Rodriguez wriggled out of a bases-loaded jam in the 10th inning, Mike Napoli hit two early homers before scoring the go-ahead run in the 12th and the Los Angeles Angels avoided another playoff sweep by beating the Boston Red Sox 5-4 on Sunday night in a game that lasted 5 hours, 19 minutes.

Boston had beaten Los Angeles in 11 consecutive American League playoff games, including three-game sweeps in 2004 and 2007 en route to World Series championships. But the Angels chased Red Sox ace Josh Beckett early, then got six scoreless innings from five relievers to keep them in the game.

Jon Lester will face Angels right-hander John Lackey in Game 4 tonight, and if the Angels can win that one they would return home for the decisive fifth game on Wednesday.

Napoli hit a mammoth homer off the Green Monster light stanchion to tie the game 3-all in the third, then gave Los Angeles a lead with his second homer before the Red Sox tied it 4-4 in the fifth. It stayed that way until Napoli singled to lead off the 12th, went to second on Howie Kendrick’s sacrifice bunt and scored when Erick Aybar blooped a single to left-center.

Jered Weaver, making his first career relief appearance, pitched two scoreless innings for the win. Javier Lopez, the sixth Boston pitcher, took the loss.

Winner of a major-league best 100 games in the regular season, Los Angeles was in danger of the shortest possible stay in the playoffs against the wild-card Red Sox. After losing the first two at home, the Angels came to Boston needing to beat Beckett, who had been virtually unbeatable in October.

But Beckett struggled from the start, giving up a double on the first pitch of the game and needing 30 pitches to get through the first half-inning, which took 22 minutes. Meanwhile, the Angels left the bases loaded in the first and fourth — stranding eight in the first four innings.

The air was crisp, but the baseball was not.

The Angels misplayed a popup into three runs — the first three-run single in postseason history. Beckett failed to cover the bag on a grounder to first. Mike Lowell, playing with a sore hip, two-hopped a throw to first that Kevin Youkilis dug out to avoid an error. Torii Hunter was thrown out trying to stretch a single into a double to lead off the ninth.

The Red Sox loaded the bases against Rodriguez in the 10th, but he got Jed Lowie on a routine fly to right to end the threat.

Beckett had been the presumptive Game 1 starter before a side strain in the last week of the regular season left him in need of a few more days’ rest. When the Red Sox opened a 2-0 lead in the series behind Lester and Daisuke Matsuzaka, the prospect of sending their ace out for the clincher seemed to guarantee their third straight playoff sweep of the Angels.

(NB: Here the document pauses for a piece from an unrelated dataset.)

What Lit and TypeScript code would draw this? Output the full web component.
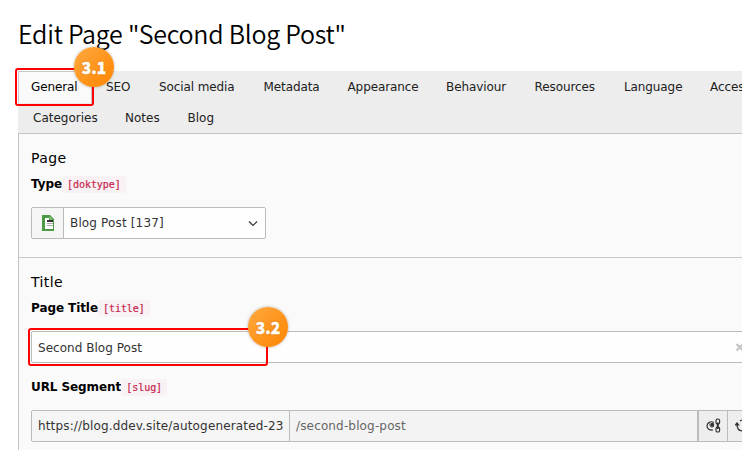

But Beckett struggled from the beginning, giving up a double to Chone Figgins on the first pitch of the game. In all, Beckett was charged with four runs on nine hits and four walks, striking out six in five innings.

The fiery right-hander saw his postseason ERA balloon to 2.09 from 1.73, which had been the third-best in baseball history (for pitchers with a minimum of 40 innings).